Sound investment decisions require integrated models that include capital expenditures for on-farm assets, logistics, and environmental mitigation.

  • Capex and opex items: Land purchases, site clearing, irrigation infrastructure, internal roads, storage facilities, on-farm machinery, workforce needs, and procurement of essential inputs.
  • Logistics cost modeling: Apply distance-to-port matrices along with multimodal tariffs (truck, barge, transshipment) while factoring in seasonal shifts affecting river depth and road accessibility.
  • Scenario analyses: Execute baseline, downside, and upside cases covering yields, input expenses, transport interruptions, and price outcomes, and incorporate contingency reserves for social or environmental remediation.
  • Return metrics: Internal rate of return (IRR), net present value (NPV), break-even yield, and break-even freight rate per ton, including sensitivity to rising certification expenses and possible market-access premiums for deforestation-free output.
Operational checklist for field-level decision-making
  • Complete satellite imagery analysis for at least five years to detect land-use changes.
  • Collect soil cores on a grid (e.g., 2–5 ha sampling density) and analyze key parameters.
  • Verify title, easements, and any community claims through an independent legal firm.
  • Map water sources, test groundwater quality and model seasonal river levels.
  • Quantify distance and transport condition to the nearest elevator and primary port.
  • Estimate capex for access roads, bridges and drainage needed for reliable harvest access.
  • Model logistics at multiple river-level scenarios and calculate contingency trucking costs.
  • Plan for traceability and monitoring: geotag fields, register land parcels in supplier platforms, and subscribe to satellite deforestation alerts.

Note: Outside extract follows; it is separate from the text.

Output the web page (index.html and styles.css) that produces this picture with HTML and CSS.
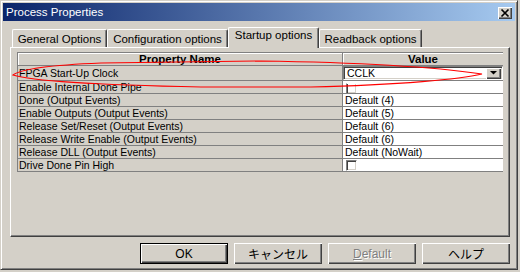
FILE: index.html
```html
<!DOCTYPE html>
<html>
<head>
<meta charset="utf-8">
<link rel="stylesheet" href="styles.css">
</head>
<body>
<div class="window">
  <div class="titlebar">
    <span class="title">Process Properties</span>
    <span class="close"><svg width="14" height="12" viewBox="0 0 14 12"><path d="M3.5 2.5 L10.5 9.5 M10.5 2.5 L3.5 9.5" stroke="#000" stroke-width="1.7" fill="none"/></svg></span>
  </div>
  <div class="content">
    <div class="tabs">
      <div class="tab t-general">General Options</div>
      <div class="tab t-config">Configuration options</div>
      <div class="tab t-startup active">Startup options</div>
      <div class="tab t-readback">Readback options</div>
    </div>
    <div class="panel">
      <div class="grid">
        <div class="hcell">Property Name</div>
        <div class="hcell">Value</div>
        <div class="name">FPGA Start-Up Clock</div>
        <div class="val val-combo">
          <div class="combo"><span class="combo-text">CCLK</span><span class="drop"><svg width="7" height="4" viewBox="0 0 7 4"><polygon points="0,0 7,0 3.5,3.5" fill="#000"/></svg></span></div>
        </div>
        <div class="name">Enable Internal Done Pipe</div>
        <div class="val"><span class="check clipped"></span></div>
        <div class="name">Done (Output Events)</div>
        <div class="val">Default (4)</div>
        <div class="name">Enable Outputs (Output Events)</div>
        <div class="val">Default (5)</div>
        <div class="name">Release Set/Reset (Output Events)</div>
        <div class="val">Default (6)</div>
        <div class="name">Release Write Enable (Output Events)</div>
        <div class="val">Default (6)</div>
        <div class="name">Release DLL (Output Events)</div>
        <div class="val">Default (NoWait)</div>
        <div class="name">Drive Done Pin High</div>
        <div class="val"><span class="check"></span></div>
      </div>
    </div>
    <div class="buttons">
      <div class="btn default-btn"><span>OK</span></div>
      <div class="btn"><span class="jp">キャンセル</span></div>
      <div class="btn disabled"><span><u>D</u>efault</span></div>
      <div class="btn"><span class="jp">ヘルプ</span></div>
    </div>
  </div>
  <svg class="annotation" width="518" height="270" viewBox="0 0 518 270">
    <path d="M12 74 C 20 68, 50 64, 100 62 L 260 60 C 330 61, 420 64, 481 73 C 460 78, 400 84, 310 86 L 200 86 C 100 84, 30 80, 12 74 Z" stroke="#ff0000" stroke-width="1.1" fill="none"/>
  </svg>
</div>
</body>
</html>
```

FILE: styles.css
```css
html, body {
  margin: 0;
  padding: 0;
  background: #d4d0c8;
}
body {
  width: 520px;
  height: 272px;
  overflow: hidden;
  font-family: "Liberation Sans", Arial, "Noto Sans CJK JP", sans-serif;
  font-size: 11.5px;
  color: #000;
}
.window {
  position: relative;
  width: 518px;
  height: 270px;
  box-sizing: border-box;
  background: #d4d0c8;
  border: 1px solid;
  border-color: #d4d0c8 #404040 #404040 #d4d0c8;
  box-shadow: inset 1px 1px #ffffff, inset -1px -1px #808080;
  padding: 2px;
}
.titlebar {
  height: 18px;
  display: flex;
  align-items: center;
  justify-content: space-between;
  background: linear-gradient(to right, #0a246a, #a6caf0);
  padding: 0 3px 0 3px;
}
.title {
  color: #ffffff;
  font-size: 11.5px;
  line-height: 18px;
}
.close {
  width: 14px;
  height: 12px;
  box-sizing: border-box;
  background: #d4d0c8;
  display: flex;
  box-shadow: inset 1px 1px #ffffff, inset -1px -1px #404040, inset -2px -2px #808080;
  margin-top: 2px;
}
.content {
  padding: 6px 5px 0 7px;
}
.tabs {
  display: flex;
  align-items: flex-end;
  height: 20px;
  padding-left: 2px;
}
.tab {
  height: 18px;
  box-sizing: border-box;
  background: #d4d0c8;
  border-top: 1px solid #ffffff;
  border-left: 1px solid #ffffff;
  border-right: 1px solid #404040;
  box-shadow: inset -1px 0 #808080;
  border-radius: 2px 2px 0 0;
  text-align: center;
  font-size: 11.5px;
  line-height: 16px;
  padding-top: 1px;
  white-space: nowrap;
}
.t-general { width: 95px; }
.t-config { width: 121px; }
.t-startup { width: 91px; }
.t-readback { width: 103px; }
.tab.active {
  position: relative;
  z-index: 1;
  height: 21px;
  margin-bottom: -1px;
  padding-top: 0;
  line-height: 15px;
}
.panel {
  height: 190px;
  box-sizing: border-box;
  border: 1px solid;
  border-color: #ffffff #404040 #404040 #ffffff;
  box-shadow: inset -1px -1px #808080;
  padding: 4px 0 0 6px;
}
.grid {
  display: grid;
  grid-template-columns: 324px 160px;
  grid-template-rows: 12px 14px repeat(7, 12px);
  gap: 1px;
  width: 486px;
  box-sizing: border-box;
  background: #808080;
  border: 1px solid #808080;
  font-size: 10.5px;
  line-height: 12px;
}
.hcell {
  background: #d4d0c8;
  font-weight: bold;
  font-size: 11.5px;
  text-align: center;
  box-shadow: inset 1px 1px #ffffff;
  line-height: 12px;
}
.name {
  background: #d4d0c8;
  padding-left: 1px;
  white-space: nowrap;
  overflow: hidden;
  display: flex;
  align-items: center;
}
.val {
  background: #ffffff;
  padding-left: 2px;
  white-space: nowrap;
  overflow: hidden;
  display: flex;
  align-items: center;
}
.val-combo {
  padding: 0;
}
.combo {
  width: 100%;
  height: 100%;
  box-sizing: border-box;
  background: #ffffff;
  border: 1px solid;
  border-color: #808080 #ffffff #ffffff #808080;
  box-shadow: inset 1px 1px #404040, inset -1px -1px #d4d0c8;
  display: flex;
  align-items: center;
  justify-content: space-between;
  padding: 1px 1px 1px 3px;
}
.combo-text {
  font-size: 10.5px;
  line-height: 12px;
}
.drop {
  width: 15px;
  height: 11px;
  box-sizing: border-box;
  background: #d4d0c8;
  box-shadow: inset 1px 1px #ffffff, inset -1px -1px #404040, inset -2px -2px #808080;
  display: flex;
  align-items: center;
  justify-content: center;
}
.check {
  display: block;
  width: 11px;
  height: 11px;
  box-sizing: border-box;
  margin-left: 1px;
  background: #ffffff;
  border: 1px solid;
  border-color: #808080 #ffffff #ffffff #808080;
  box-shadow: inset 1px 1px #404040, inset -1px -1px #d4d0c8;
}
.check.clipped {
  margin-top: 3px;
  border-top-color: #ffffff;
  box-shadow: inset 1px 0 #404040, inset -1px -1px #d4d0c8;
}
.buttons {
  display: flex;
  justify-content: flex-end;
  gap: 6px;
  margin-top: 6px;
}
.btn {
  width: 88px;
  height: 21px;
  box-sizing: border-box;
  background: #d4d0c8;
  box-shadow: inset 1px 1px #ffffff, inset -1px -1px #404040, inset -2px -2px #808080;
  display: flex;
  align-items: center;
  justify-content: center;
  font-size: 12px;
}
.default-btn {
  border: 1px solid #000000;
}
.jp {
  font-family: "Noto Sans CJK JP", sans-serif;
  font-size: 12px;
}
.disabled {
  color: #808080;
  text-shadow: 1px 1px #ffffff;
}
.annotation {
  position: absolute;
  left: 0;
  top: 0;
  pointer-events: none;
}
```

Case-oriented examples and illustrative outcomes

– Example A — Eastern Paraguay arable acquisition: A 3,000-hectare acquisition near a major river port required relatively low up-front road investment but revealed mixed soil fertility. After targeted liming and fertilizer application and modest on-farm drainage works, projected soy yields rose from conservative 2.2 t/ha to 3.0 t/ha; however, seasonally low river stages added a 7–10 USD/ton premium to transport costs in dry years. Investors mitigated this by contracting flexible trucking capacity and building additional onsite storage to smooth shipments.

– Example B — Gran Chaco ranch modernization: A 10,000-hectare pasture conversion project faced water scarcity and shallow aquifers. Investment concentrated on water capture (ponds and controlled wells), improved pasture species and rotational grazing to increase stocking rates. The longer payback reflected greater capital intensity and higher per-hectare infrastructure costs compared with eastern cropland.

– Market example: International buyers’ deforestation-free policies led multiple commodity processors to decline unidentified shipments lacking farm-level traceability, while producers that applied parcel-level mapping and independent audits achieved stronger pricing.